▸ AIM
Find each line holding "styles" and copy it out.

▸ DATA SEGMENT
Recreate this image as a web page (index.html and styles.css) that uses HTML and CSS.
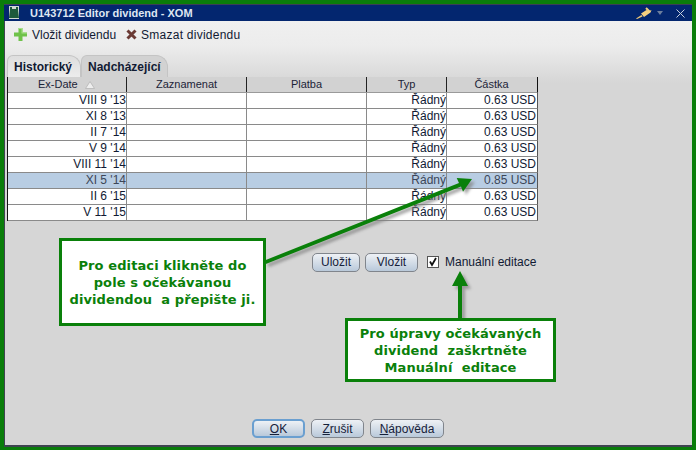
FILE: index.html
```html
<!DOCTYPE html>
<html lang="cs">
<head>
<meta charset="utf-8">
<title>Editor dividend</title>
<link rel="stylesheet" href="styles.css">
</head>
<body>
<div class="window">
  <header class="titlebar">
    <svg class="appicon" width="10" height="13" viewBox="0 0 10 13"><rect width="10" height="13" fill="#cfd8d2"/><path d="M1 1h2v2h4V1h2v3l1 8H0l1-8z" fill="#1d5a3c"/></svg>
    <span class="title">U143712 Editor dividend - XOM</span>
    <svg class="pin" width="16" height="12" viewBox="0 0 16 12"><path d="M0 11.500L5.500 8l1 1.500L1 12z" fill="#f0c878"/><path d="M5 6.500L10.500 3l2.500 1 2.500-1-1 2.500L8 10z" fill="#f4cf80"/><path d="M10 1l4 4" stroke="#f4cf80" stroke-width="2"/></svg>
    <svg class="caret" width="6" height="4" viewBox="0 0 6 4"><path d="M0 0h6L3 4z" fill="#6d7f9e"/></svg>
    <svg class="close" width="9" height="9" viewBox="0 0 9 9"><path d="M.5.500l8 8M8.500.500l-8 8" stroke="#c5cfdd" stroke-width="1"/></svg>
  </header>
  <div class="body">
    <div class="toolbar">
      <span class="tool"><svg width="13" height="13" viewBox="0 0 13 13"><path d="M4.500 0h4v4.500H13v4H8.500V13h-4V8.500H0v-4h4.500z" fill="#6fc24a"/><path d="M4.500 0h4v4.500H13v1H7.500V1h-3z" fill="#a8e08a"/></svg>Vložit dividendu</span>
      <span class="tool wide"><svg width="11" height="11" viewBox="0 0 11 11"><path d="M1.500 1.500l8 8M9.500 1.500l-8 8" stroke="#6b3a34" stroke-width="3"/></svg>Smazat dividendu</span>
    </div>
    <div class="tabs">
      <span class="tab active">Historický</span>
      <span class="tab">Nadcházející</span>
    </div>
    <div class="table">
      <div class="row head">
        <span class="cell center first">Ex-Date<svg class="sort" width="10" height="8" viewBox="0 0 10 8"><path d="M5 .5l4.500 7H.5z" fill="#eeeeee" stroke="#b5b5b5" stroke-width=".8"/></svg></span><span class="cell center">Zaznamenat</span><span class="cell center">Platba</span><span class="cell center">Typ</span><span class="cell center">Částka</span>
      </div>
      <div class="row"><span class="cell">VIII 9 '13</span><span class="cell"></span><span class="cell"></span><span class="cell">Řádný</span><span class="cell">0.63 USD</span></div>
      <div class="row"><span class="cell">XI 8 '13</span><span class="cell"></span><span class="cell"></span><span class="cell">Řádný</span><span class="cell">0.63 USD</span></div>
      <div class="row"><span class="cell">II 7 '14</span><span class="cell"></span><span class="cell"></span><span class="cell">Řádný</span><span class="cell">0.63 USD</span></div>
      <div class="row"><span class="cell">V 9 '14</span><span class="cell"></span><span class="cell"></span><span class="cell">Řádný</span><span class="cell">0.63 USD</span></div>
      <div class="row"><span class="cell">VIII 11 '14</span><span class="cell"></span><span class="cell"></span><span class="cell">Řádný</span><span class="cell">0.63 USD</span></div>
      <div class="row selected"><span class="cell">XI 5 '14</span><span class="cell"></span><span class="cell"></span><span class="cell">Řádný</span><span class="cell">0.85 USD</span></div>
      <div class="row"><span class="cell">II 6 '15</span><span class="cell"></span><span class="cell"></span><span class="cell">Řádný</span><span class="cell">0.63 USD</span></div>
      <div class="row"><span class="cell">V 11 '15</span><span class="cell"></span><span class="cell"></span><span class="cell">Řádný</span><span class="cell">0.63 USD</span></div>
    </div>
    <div class="actions">
      <button class="btn save">Uložit</button>
      <button class="btn insert">Vložit</button>
      <span class="check"><span class="box"><svg width="10" height="10" viewBox="0 0 10 10"><path d="M2 4.500l2 3.500L8 1" fill="none" stroke="#111" stroke-width="1.800"/></svg></span>Manuální editace</span>
    </div>
    <div class="footer">
      <button class="btn ok"><u>O</u>K</button>
      <button class="btn cancel"><u>Z</u>rušit</button>
      <button class="btn help"><u>N</u>ápověda</button>
    </div>
  </div>
  <svg class="arrows" width="696" height="450" viewBox="0 0 696 450">
    <defs><filter id="sh" x="-10%" y="-30%" width="120%" height="160%"><feGaussianBlur stdDeviation="1.500"/></filter></defs>
    <g fill="#808080" opacity=".7" filter="url(#sh)" transform="translate(3 3)">
      <path d="M264.500 260.500L459 183l-2.300-5 15.300 1-9 12.700-2-5.200L265.800 264z"/>
      <path d="M458 322V286h-6l8-15 8 15h-6v36z"/>
    </g>
    <g fill="#0a800a">
      <path d="M264.500 260.500L459 183l-2.300-5 15.300 1-9 12.700-2-5.200L265.800 264z"/>
      <path d="M458 322V286h-6l8-15 8 15h-6v36z"/>
    </g>
  </svg>
  <div class="callout one">Pro editaci klikněte do<br>pole s očekávanou<br>dividendou&nbsp; a přepište ji.</div>
  <div class="callout two">Pro úpravy očekávaných<br>dividend&nbsp; zaškrtněte<br>Manuální&nbsp; editace</div>
</div>
</body>
</html>
```
FILE: styles.css
```css
html, body { margin: 0; padding: 0; }
body { width: 696px; height: 450px; overflow: hidden; font-family: "Liberation Sans", Arial, sans-serif; font-size: 12px; color: #111a33; }
.window { position: relative; box-sizing: border-box; width: 696px; height: 450px; border: 4px solid #0a7d0a; border-bottom-width: 3px; background: #d6d6d6; display: flex; flex-direction: column; box-shadow: inset 1px 0 #3f4450; }
.titlebar { height: 17px; flex: none; background: #03266f; border-top: 1px solid #3a3f55; box-sizing: border-box; display: flex; align-items: center; padding: 0 7px 0 5px; color: #e8edf5; }
.appicon { flex: none; margin-top: -2px; }
.title { margin-left: 11px; font-weight: bold; font-size: 11px; flex: 1; color: #dfe6f2; }
.pin { margin-right: 5px; }
.caret { margin-right: 13px; }
.body { flex: 1; display: flex; flex-direction: column; background: linear-gradient(#f0f0f0 0, #ececec 25px, #d6d6d6 62px); border-bottom: 2px solid #3f4450; margin-left: 1px; min-height: 0; }
.toolbar { display: flex; gap: 10px; padding: 6px 0 0 9px; height: 28px; box-sizing: border-box; flex: none; }
.tool { display: flex; align-items: center; gap: 5px; height: 15px; font-size: 12px; }
.tool svg { flex: none; }
.tool.wide { gap: 4px; letter-spacing: .25px; }
.tabs { display: flex; padding-left: 2px; height: 22px; flex: none; margin-top: 6px; }
.tab { font-weight: bold; font-size: 12px; display: flex; align-items: center; box-sizing: border-box; border: 1px solid #c4c4c4; border-bottom: 0; border-radius: 6px 12px 0 0; background: #d2d2d2; padding: 1px 0 0 6px; width: 87px; }
.tab.active { background: linear-gradient(#dedede, #ececec); width: 74px; }
.table { margin-left: 2px; width: 530px; border-left: 1px solid #111; flex: none; background: #fff; }
.row { display: grid; grid-template-columns: 119px 120px 120px 80px 89px; height: 16px; background: #fff; border-bottom: 1px solid #8a8a8a; box-sizing: border-box; border-right: 1px solid #555; }
.row.selected { background: #b8cde3; color: #3c4658; }
.row.head { background: #d2d2d2; border-bottom-color: #9a9a9a; color: #1c2438; border-right-color: #111; font-size: 11px; }
.cell { text-align: right; line-height: 15px; height: 15px; border-right: 1px solid #8a8a8a; box-sizing: border-box; overflow: hidden; white-space: nowrap; }
.cell:last-child { border-right: 0; }
.head .cell { border-right: 1px solid #222; }
.head .cell:last-child { border-right: 0; }
.center { text-align: center; }
.first { display: flex; align-items: center; gap: 7px; padding-left: 30px; }
.sort { flex: none; }
.actions { display: flex; align-items: center; height: 20px; flex: none; margin-top: 31px; padding-left: 307px; }
.btn { font: 12px "Liberation Sans", Arial, sans-serif; color: #16213a; height: 19px; box-sizing: border-box; padding: 0; border: 1px solid #80858c; border-radius: 5px; background: linear-gradient(#eef1f5, #b9c9da); }
.save { width: 48px; }
.insert { width: 53px; margin-left: 5px; }
.check { display: flex; align-items: center; margin-left: 9px; }
.box { width: 10px; height: 10px; background: #fff; border: 1px solid #555; display: block; margin-right: 6px; }
.box svg { display: block; }
.footer { display: flex; gap: 6px; margin-top: auto; padding: 0 0 7px 247px; flex: none; }
.ok { width: 53px; border: 2px solid #6a9fd0; }
.cancel { width: 53px; }
.help { width: 74px; }
.arrows { position: absolute; left: -4px; top: -4px; pointer-events: none; }
.callout { position: absolute; box-sizing: border-box; background: #fff; border: 3px solid #0a800a; color: #0a800a; font: bold 13px/17px "DejaVu Sans", sans-serif; text-align: center; display: flex; align-items: center; justify-content: center; letter-spacing: .1px; }
.one { left: 55px; top: 234px; width: 207px; height: 88px; }
.two { left: 341px; top: 314px; width: 211px; height: 64px; }
```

▸ TASK ANSWER
Recreate this image as a web page (index.html and styles.css) that uses HTML and CSS.
<link rel="stylesheet" href="styles.css">
FILE: styles.css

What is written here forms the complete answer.